Often times, with cylinders that have cracked or shattered, there are missing parts and Khanchalian learned how to fill in the blank spots with compatible wax composites, and then how to re-groove them to get the stylus to track. Even though there’s no sound recorded in those patched sections, because cylinders normally spin at a rapid 120 to 160 revolutions per minute, “the mind just fills [the sound] right in, not a problem,” Khanchalian says. Once repaired, Khanchalian and his partners have taken pains to transcribe the cylinders to other media and over the years, they’ve gone from reel-to-reel tape to DAT to CD and now to hard drive.

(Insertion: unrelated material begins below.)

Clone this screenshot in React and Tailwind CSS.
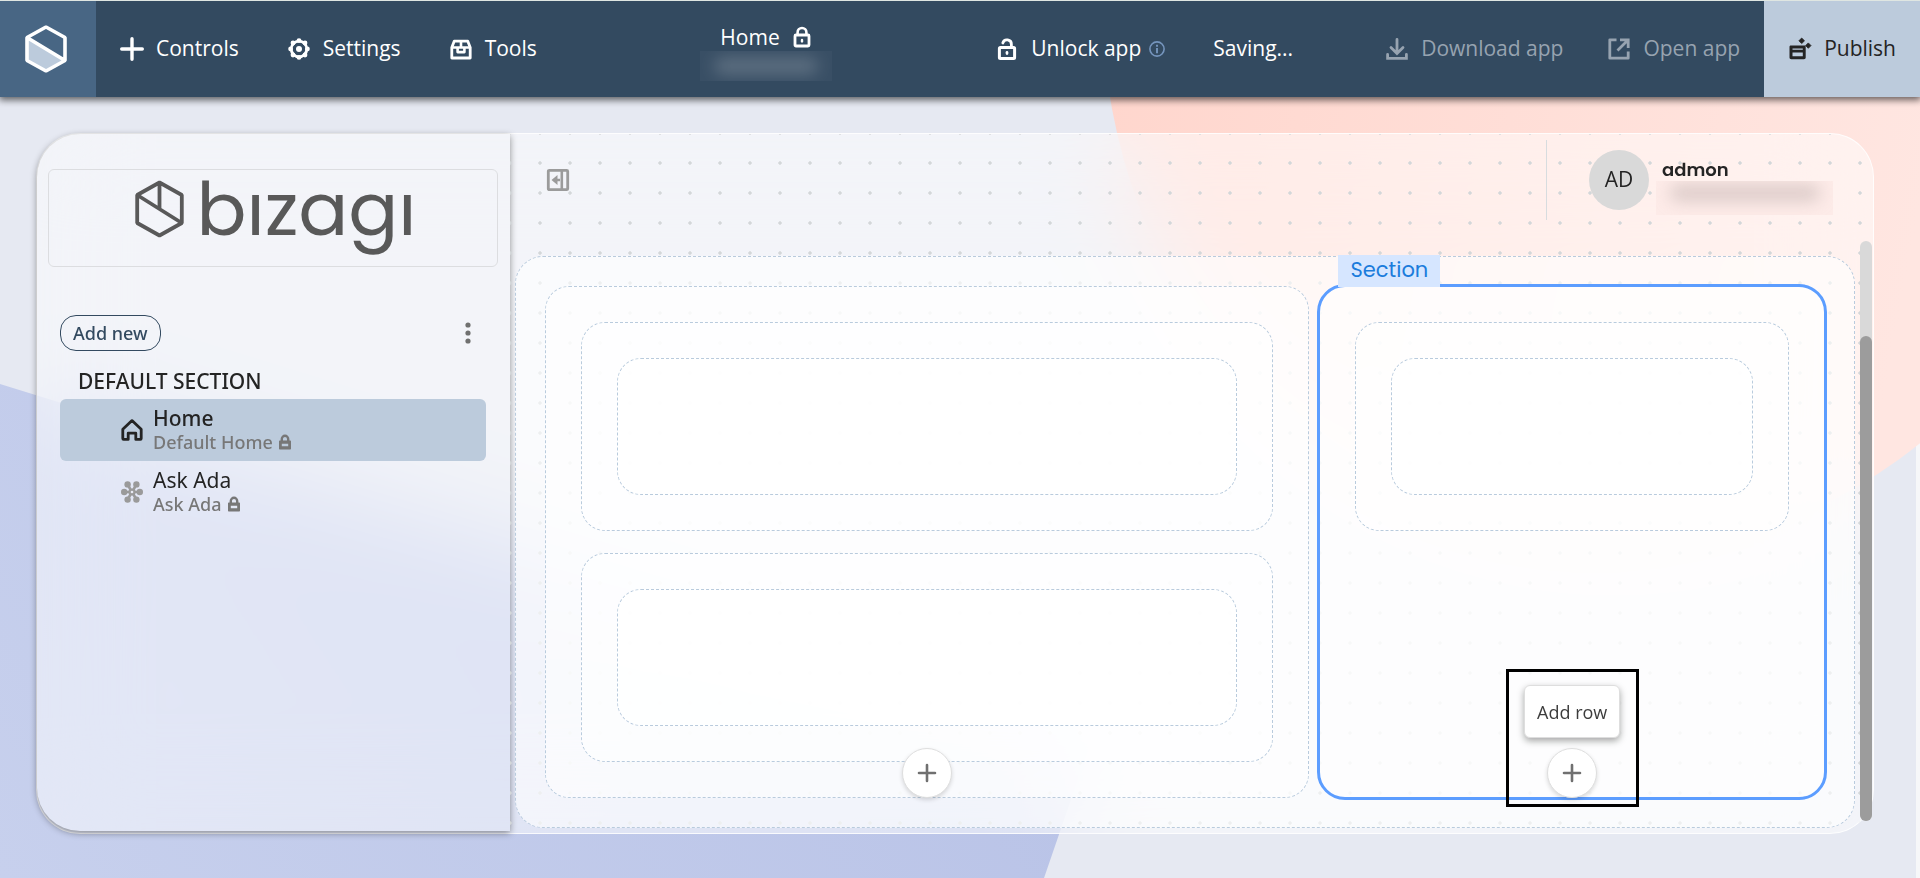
import { useState } from 'react';

const PlusIcon = () => (
  <svg className="w-6 h-6" viewBox="0 0 24 24" fill="none" stroke="currentColor" strokeWidth={3.4} strokeLinecap="round">
    <path d="M12 1.7v20.6M1.7 12h20.6" />
  </svg>
);

const GearIcon = () => (
  <svg className="w-6 h-6" viewBox="0 0 24 24">
    <circle cx="12" cy="12" r="7.8" fill="none" stroke="currentColor" strokeWidth={2.8} />
    <g fill="currentColor">
      <circle cx="12" cy="3.6" r="2.4" />
      <circle cx="12" cy="20.4" r="2.4" />
      <circle cx="3.6" cy="12" r="2.4" />
      <circle cx="20.4" cy="12" r="2.4" />
      <circle cx="6" cy="6" r="2.4" />
      <circle cx="18" cy="6" r="2.4" />
      <circle cx="6" cy="18" r="2.4" />
      <circle cx="18" cy="18" r="2.4" />
      <circle cx="12" cy="12" r="3" />
    </g>
  </svg>
);

const ToolsIcon = () => (
  <svg className="w-6 h-6" viewBox="0 0 24 24" fill="none" stroke="currentColor" strokeLinejoin="round">
    <path strokeWidth={2.8} d="M2.8 10v11h18.4V10M2.8 10.5 5.2 4.2h13.6l2.4 6.3" />
    <path strokeWidth={2.6} d="M2.8 10.5h18.4M12 4v6.5M8.6 10.5v4.6h6.8v-4.6" />
  </svg>
);

const LockIcon = () => (
  <svg className="w-5 h-6" viewBox="0 0 20 24" fill="none" stroke="currentColor">
    <rect x="3" y="10" width="14" height="11" rx="1" strokeWidth={2.8} />
    <path strokeWidth={2.6} d="M5.6 10V7.4a4.4 4.4 0 0 1 8.8 0V10" />
    <path strokeWidth={2.4} strokeLinecap="round" d="M10 15v1.4" />
  </svg>
);

const UnlockIcon = () => (
  <svg className="w-6 h-6" viewBox="0 0 24 24" fill="none" stroke="currentColor">
    <rect x="4.4" y="10.4" width="15.2" height="11" rx="1" strokeWidth={3} />
    <path strokeWidth={2.8} strokeLinecap="round" d="M16.4 10V7.4a4.4 4.4 0 0 0-8.6-1.4" />
    <path strokeWidth={2.6} strokeLinecap="round" d="M12 15.2v1.4" />
  </svg>
);

const InfoIcon = () => (
  <svg className="w-4 h-4 text-[#7595bd]" viewBox="0 0 16 16" fill="none" stroke="currentColor">
    <circle cx="8" cy="8" r="7.1" strokeWidth={1.6} />
    <path strokeWidth={1.9} d="M8 7v5.2M8 3.8v1.9" />
  </svg>
);

const DownloadIcon = () => (
  <svg className="w-6 h-6" viewBox="0 0 24 24" fill="none" stroke="currentColor" strokeWidth={2.8} strokeLinecap="round">
    <path d="M12 2.4v13M6 10.4l6 6 6-6M2.6 17.4v4h18.8v-4" />
  </svg>
);

const OpenIcon = () => (
  <svg className="w-6 h-6" viewBox="0 0 24 24" fill="none" stroke="currentColor" strokeWidth={2.8}>
    <path strokeLinejoin="round" d="M9.5 2.8H2.8v18.4h18.4v-6.7" />
    <path d="M13 2.8h8.2V11M21 3 10.5 13.5" />
  </svg>
);

const PublishIcon = () => (
  <svg className="w-6 h-6" viewBox="0 0 24 24" fill="currentColor">
    <path d="M3 8.5h13.5c.8 0 1.200.6 1.200 1.200V20.500c0 1-.8 1.700-1.700 1.700H3.300c-1 0-1.800-.8-1.800-1.700V9.700C1.500 9 2.200 8.500 3 8.500Zm1.500 3v1.200h10.300v-1.200Zm0 4.100v3.600h10.300v-3.600Z" fillRule="evenodd" />
    <path d="M13.700 1 16.500 3.800 13.700 6.600 10.900 3.800ZM20.300 5.900 23 8.600 20.300 11.300 17.600 8.600Z" stroke="currentColor" strokeWidth={0.8} strokeLinejoin="round" />
  </svg>
);

const CollapseIcon = () => (
  <svg className="w-6 h-6" viewBox="0 0 24 24" fill="none" stroke="currentColor">
    <rect x="2.300" y="2.300" width="19.400" height="19.400" rx="1" strokeWidth={2.800} />
    <path strokeWidth={2.600} d="M15.800 2v20M14 12H9" />
    <path d="M11.500 7v10L5.500 12Z" fill="currentColor" stroke="none" />
  </svg>
);

const HomeIcon = () => (
  <svg className="w-6 h-6" viewBox="0 0 24 24" fill="none" stroke="currentColor" strokeWidth={2.800} strokeLinejoin="round">
    <path d="M2.800 11.200 12 2.600l9.200 8.600v9.400c0 .5-.3.800-.8.800h-4.600v-6.200H8.200v6.200H3.600c-.5 0-.8-.3-.8-.8Z" />
  </svg>
);

const AdaIcon = () => (
  <svg className="w-6 h-6 text-[#9a9a9a]" viewBox="0 0 24 24" fill="currentColor">
    <path stroke="currentColor" strokeWidth={2.600} d="M4 12h16M7.500 4.500l9 15M16.500 4.500l-9 15" />
    <circle cx="4.200" cy="12" r="3.200" />
    <circle cx="19.800" cy="12" r="3.200" />
    <circle cx="7.600" cy="4.400" r="3.200" />
    <circle cx="16.400" cy="4.400" r="3.200" />
    <circle cx="7.600" cy="19.600" r="3.200" />
    <circle cx="16.400" cy="19.600" r="3.200" />
    <circle cx="12" cy="12" r="3.600" />
    <circle cx="12" cy="12" r="1.300" fill="#e9ebf5" />
  </svg>
);

const SmallLockIcon = () => (
  <svg className="w-3 h-4" viewBox="0 0 12 16" fill="none" stroke="currentColor">
    <path strokeWidth={2.400} d="M2.800 7.500V5a3.200 3.200 0 0 1 6.400 0v2.500" />
    <path d="M1 6.500h10c.6 0 1 .4 1 1v7c0 .6-.4 1-1 1H1c-.6 0-1-.4-1-1v-7c0-.6.4-1 1-1Zm1.800 3.200v2.600h6.400V9.700Z" fill="currentColor" fillRule="evenodd" stroke="none" />
  </svg>
);

const AppLogo = () => (
  <svg className="w-[42px] h-12" viewBox="0 0 42 48" fill="none" stroke="#ffffff" strokeWidth={3.600}>
    <path d="M2 12.500 40 35.500 21 46 2 35.500Z" fill="#bccbdc" stroke="none" />
    <path d="M21 2 40 12.500v23L21 46 2 35.500v-23ZM2 12.500 40 35.500" strokeLinejoin="bevel" />
  </svg>
);

const HexLogo = () => (
  <svg className="w-[49px] h-[58px] shrink-0" viewBox="0 0 49 58" fill="none" stroke="#595959" strokeWidth={3.800} strokeLinejoin="bevel">
    <path d="M24.500 2.500 46.800 15v28L24.500 55.500 2.200 43V15ZM2.200 15l44.600 28M24.500 2.500v26.300" />
  </svg>
);

const navItems = [
  { id: 'controls', label: 'Controls', Icon: PlusIcon },
  { id: 'settings', label: 'Settings', Icon: GearIcon },
  { id: 'tools', label: 'Tools', Icon: ToolsIcon },
];

const pages = [
  { id: 'home', title: 'Home', subtitle: 'Default Home', Icon: HomeIcon },
  { id: 'ada', title: 'Ask Ada', subtitle: 'Ask Ada', Icon: AdaIcon },
];

function TopBar() {
  return (
    <header className="relative z-10 flex items-stretch justify-between h-[97px] border-t border-[#dfe6e2] bg-[#334a60] text-[21px] font-medium text-white shadow-[0_2px_7px_1px_rgba(0,0,0,0.6)]">
      <div className="flex items-stretch">
        <button aria-label="Apps" className="w-24 pr-1 flex items-center justify-center bg-[#486684]">
          <AppLogo />
        </button>
        <nav className="flex items-stretch">
          {navItems.map(({ id, label, Icon }) => (
            <button key={id} className="flex items-center gap-3 px-6">
              <Icon />
              {label}
            </button>
          ))}
        </nav>
      </div>

      <div className="flex flex-col items-center pt-[22px]">
        <div className="flex items-center gap-3 leading-7">
          Home
          <LockIcon />
        </div>
        {/* hidden app version */}
        <div className="w-[132px] h-[30px] flex items-center justify-center bg-white/3 overflow-hidden">
          <div className="w-[104px] h-4 rounded-full bg-white/20 blur-[8px]" />
        </div>
      </div>

      <div className="flex items-stretch">
        <button className="flex items-center gap-3 pl-6 pr-2">
          <UnlockIcon />
          Unlock app
        </button>
        <button aria-label="About locking" className="pr-6">
          <InfoIcon />
        </button>
        <span className="flex items-center px-6 mr-11">Saving...</span>
        <button disabled className="flex items-center gap-3 pl-6 pr-5 font-normal text-[#97a3b0]">
          <DownloadIcon />
          Download app
        </button>
        <button disabled className="flex items-center gap-3 px-6 font-normal text-[#97a3b0]">
          <OpenIcon />
          Open app
        </button>
        <button className="flex items-center gap-3 px-6 bg-[#bccbdc] font-normal text-[#242424]">
          <PublishIcon />
          Publish
        </button>
      </div>
    </header>
  );
}

function Sidebar({ activePage, onSelect }) {
  return (
    <aside className="w-[473px] shrink-0 mb-0.5 pl-[11px] pr-3 pt-[35px] rounded-l-[43px] font-['Noto_Sans',sans-serif] shadow-[0_2px_7px_rgba(0,0,0,0.42)]">
      <div className="flex items-start justify-center gap-3 h-[98px] pl-1.5 pt-2.5 border border-[#dcdde0] rounded-md">
        <HexLogo />
        <span className="font-['Poppins','Lato',sans-serif] text-[74px] leading-[58px] text-[#595959]">bızagı</span>
      </div>

      <div className="px-3 pt-12">
        <div className="flex items-center justify-between">
          <button className="h-9 px-3 border border-[#334a60] rounded-2xl text-lg leading-6 font-medium text-[#334a60]">
            Add new
          </button>
          <button aria-label="More options" className="pr-3">
            <svg className="w-3 h-6 text-[#707070]" viewBox="0 0 12 24" fill="currentColor">
              <circle cx="6" cy="4" r="2.600" />
              <circle cx="6" cy="12" r="2.600" />
              <circle cx="6" cy="20" r="2.600" />
            </svg>
          </button>
        </div>

        <h2 className="pt-4 pb-1 pl-[18px] text-[21px] leading-7 font-medium text-[#242424]">DEFAULT SECTION</h2>

        <ul>
          {pages.map(({ id, title, subtitle, Icon }) => {
            const isActive = activePage === id;

            return (
              <li key={id}>
                <button
                  onClick={() => onSelect(id)}
                  className={`w-full h-[62px] flex items-center gap-[9px] pl-[60px] pr-4 rounded-md text-left text-[#242424] ${
                    isActive ? 'bg-[#bccbdc] font-medium' : ''
                  }`}
                >
                  <Icon />
                  <span>
                    <span className="block text-[21px] leading-6">{title}</span>
                    <span className="flex items-center gap-1.5 text-lg leading-6 font-medium text-[#777777]">
                      {subtitle}
                      <SmallLockIcon />
                    </span>
                  </span>
                </button>
              </li>
            );
          })}
        </ul>
      </div>
    </aside>
  );
}

function Row() {
  return (
    <div className="p-[35px] border border-dashed border-[#b9cbdd] rounded-3xl bg-white/50">
      <div className="h-[137px] border border-dashed border-[#b9cbdd] rounded-3xl bg-white/70" />
    </div>
  );
}

function AddButton() {
  return (
    <button
      aria-label="Add row"
      className="w-[50px] h-[50px] flex items-center justify-center rounded-full border border-[#dedede] bg-white text-[#707070] shadow-[0_2px_4px_rgba(0,0,0,0.15)]"
    >
      <svg className="w-5 h-5" viewBox="0 0 20 20" fill="none" stroke="currentColor" strokeWidth={2.600} strokeLinecap="round">
        <path d="M10 2v16M2 10h16" />
      </svg>
    </button>
  );
}

function Canvas() {
  return (
    <div className="grid grid-cols-[3fr_2fr] gap-2 ml-[5px] mr-[18px] mb-[5px] pl-[29px] pr-[27px] py-[29px] border border-dashed border-[#b9cbdd] rounded-[28px] bg-white/60">
      <section className="relative flex flex-col gap-[22px] p-[35px] border border-dashed border-[#b9cbdd] rounded-3xl bg-white/55">
        <Row />
        <Row />
        <div className="absolute inset-x-0 -bottom-px flex justify-center">
          <AddButton />
        </div>
      </section>

      <section className="relative -my-0.5 p-[35px] border-3 border-[#5c9dff] rounded-[28px] bg-white/55">
        <span className="absolute bottom-full left-[18px] w-[102px] h-8 pb-0.5 flex items-center justify-center bg-[#d6e6ff] font-['Poppins','Inter',sans-serif] text-[21px] text-[#1b7cdc]">
          Section
        </span>
        <Row />
        <div className="absolute inset-x-0 -bottom-2.5 flex justify-center">
          <div className="w-[133px] flex flex-col items-center gap-2.5 pt-[13px] pb-1.5 border-3 border-black">
            <div role="tooltip" className="w-24 h-[53px] flex items-center justify-center rounded-md border border-[#dedede] bg-white text-lg text-[#3c3c3c] shadow-[0_3px_7px_rgba(0,0,0,0.35)]">
              Add row
            </div>
            <AddButton />
          </div>
        </div>
      </section>
    </div>
  );
}

function Workspace() {
  return (
    <main className="relative flex-1 min-w-0 bg-[radial-gradient(circle_at_center,#d3d7d9_1.4px,transparent_2px)] bg-size-[30px_30px] bg-position-[-15px_-16px] rounded-r-[43px]">
      <div className="flex items-start justify-between h-[122px] pl-9 pr-10">
        <button aria-label="Collapse menu" className="pt-[34px] text-[#9b9b9b]">
          <CollapseIcon />
        </button>
        <div className="flex items-start">
          <div className="w-px h-20 mt-1.5 mr-[42px] bg-[#d7dcdf]" />
          <div className="w-[60px] h-[60px] mt-4 flex items-center justify-center rounded-full bg-[#d9d9d9] text-[21px] text-[#242424]">
            AD
          </div>
          <div className="w-[177px] ml-[7px] pt-[18px]">
            <div className="h-[29px] pl-1.5 pt-1.5 font-['Poppins','Inter',sans-serif] text-lg leading-6 font-semibold text-[#242424]">admon</div>
            {/* hidden e-mail address */}
            <div className="h-[34px] flex items-start justify-center overflow-hidden bg-[#fdebe8]">
              <div className="w-[150px] h-4 mt-1 rounded-full bg-[#b9a9a7]/50 blur-[8px]" />
            </div>
          </div>
        </div>
      </div>
      <Canvas />
      <div className="absolute top-[107px] bottom-3 right-px w-3 pt-[95px] rounded-full bg-[#d9d9d9]">
        <div className="h-full rounded-full bg-[#9c9c9c]" />
      </div>
    </main>
  );
}

// Large soft shapes behind the app preview
function Backdrop() {
  return (
    <svg className="absolute inset-0 w-full h-full" viewBox="0 0 1920 878" preserveAspectRatio="none" aria-hidden="true">
      <defs>
        <linearGradient id="blueShape" x1="0" y1="1" x2="1" y2="0.7">
          <stop offset="0" stopColor="#c7d0ed" />
          <stop offset="1" stopColor="#b9c3e7" />
        </linearGradient>
        <linearGradient id="coralShape" x1="0" y1="0" x2="1" y2="0.2">
          <stop offset="0.1" stopColor="#ffd6cd" />
          <stop offset="0.9" stopColor="#ffe6e1" />
        </linearGradient>
      </defs>
      <rect width="1916" height="878" fill="#e6e9f2" />
      <path d="M0 384 1097 724 1044 878H0Z" fill="url(#blueShape)" />
      <ellipse cx="1614" cy="0" rx="512" ry="553" fill="url(#coralShape)" />
    </svg>
  );
}

export default function App() {
  const [activePage, setActivePage] = useState('home');

  return (
    <div className="relative min-h-screen overflow-hidden bg-[#f6f7f9] font-['Open_Sans','Noto_Sans',sans-serif]">
      <Backdrop />
      <TopBar />
      <div className="relative pt-9 pb-11 pl-9 pr-[46px]">
        <div className="flex border border-white/80 rounded-[44px] bg-white/50 backdrop-blur-[50px]">
          <Sidebar activePage={activePage} onSelect={setActivePage} />
          <Workspace />
        </div>
      </div>
    </div>
  );
}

By coincidence, he has a personal connection to Lummis; his wife’s grandmother and Lummis were good friends and that’s partially what convinced Khanchalian to volunteer his time over the last quarter century to slowly transcribing and restoring the Lummis collection. “I just started doing them, I don’t know how many by now. Couple hundred, I guess,” he says. “We got some great recordings of Charlie himself, talking to his kids, saying crazy stuff. He does this thing we call ‘the walrus.’ He’s recording somebody famous and then all of the sudden, he does this crazy howl he calls his walrus, just screaming into this thing.”
That was -- and remains -- the magic of recording.
What Lummis was discovering was the potential, power and pleasure in recording. As an audio archaeologist, he recognized the importance of using this then-novel medium as a way to document but there’s also something profound in being able to record your own voice to play back. The Lummis collection, a century later, continues to remind us why recording has always felt so revolutionary, whether one is capturing an indigenous folk song or the walrus roar of Los Angeles' preeminent eccentric.